And now you've introduced another undefined term "absolute speed". Is that ground speed, air speed, wind speed or some other as yet unmentioned speed ?

If groundspeed upwind is 10mph, groundspeed downwind is 40mph and wind speed is 15mph how exactly does 10+15 demonstrate any difference from 40-15. Both show an airspeed of exactly 25mph.

Slightly complicated problem made really confused by attempting a solution without defining the references and terms you're using. Rotten engineering .

BTW it might help slightly if you didn't keep using "wing" and "wind" when you meant the other one .

Steve
I agree. they would come to the same Answer. thus proving that there is no change in IAS up or down wind. (That is; Provided you are maintaining the Same IAS up and down )

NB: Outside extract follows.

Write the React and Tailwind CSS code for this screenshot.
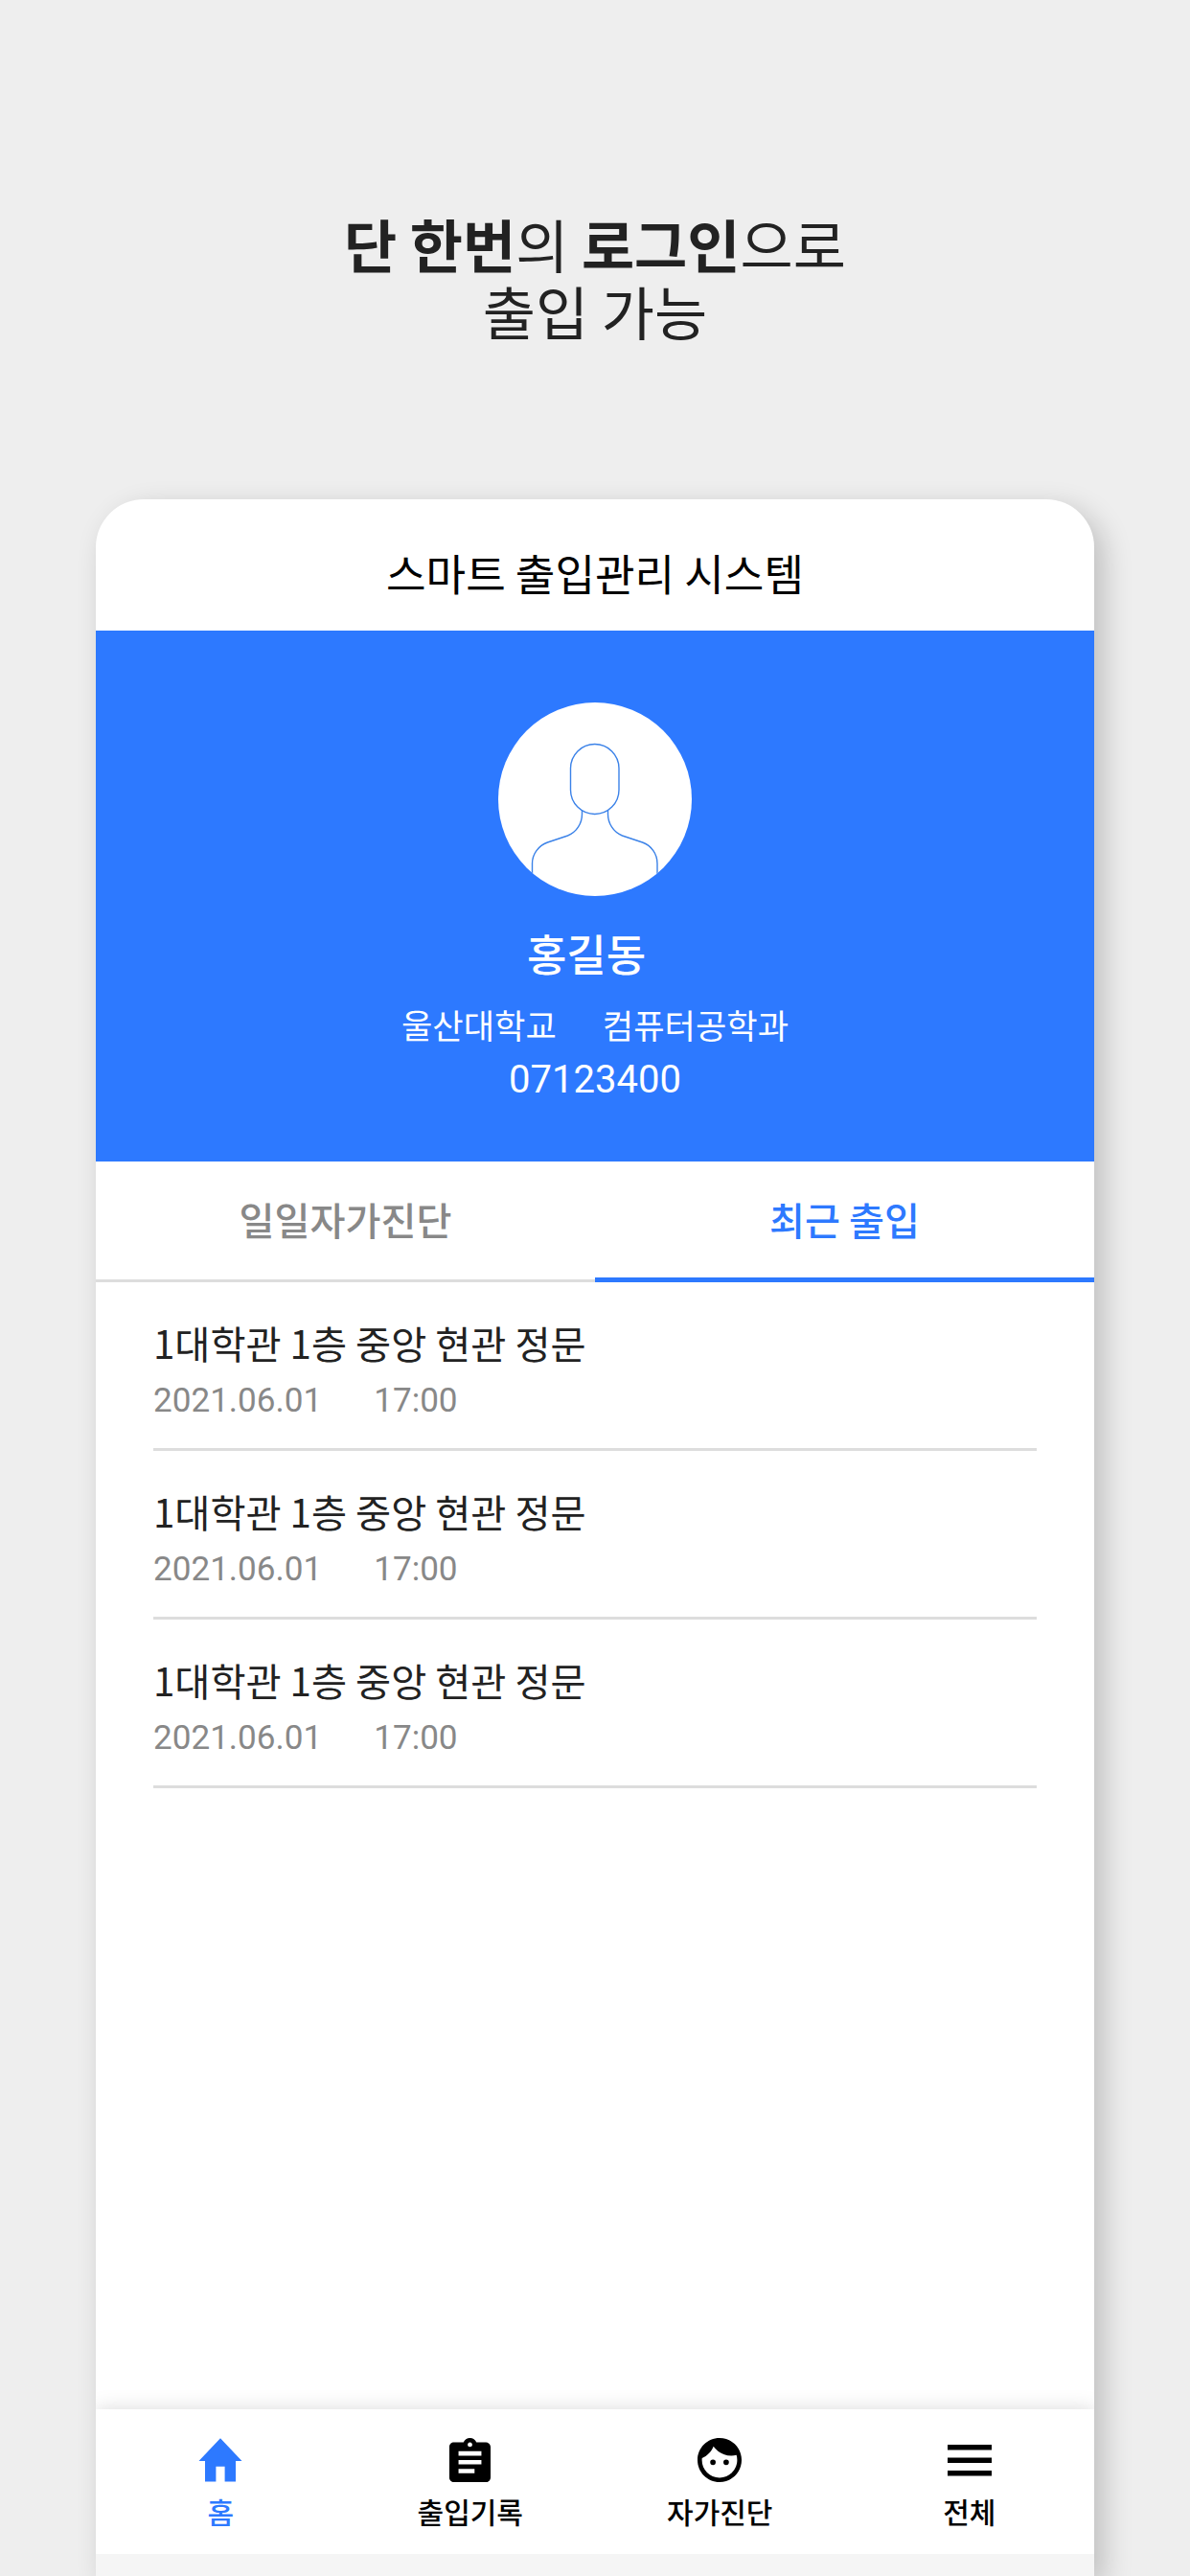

without Values I don’t know if you are saying the Ground speed remains constant. IE 40 up wind and 40 Down wind. or if you are just Plane Confused.
If you are talking about keeping ground speed constant then you will find that that is already a thing not to be done. You fly Competition and want your Plane to fly constant relative to the Judges. then you have a point of discussion. But we are talking about doing constant G turns. or flying the plane through the air, not around a ground based track.

There is no dispute that there is a difference in Lift etc when you track a constant Ground speed around a Ground based track with wind in the formula.

Bryce.

PS. It would be a good thing if you could start a new thread on the Topic of something similar to "Ground Tracking Downwind upwind"
it is important to know and understand.

Bryce. (Again )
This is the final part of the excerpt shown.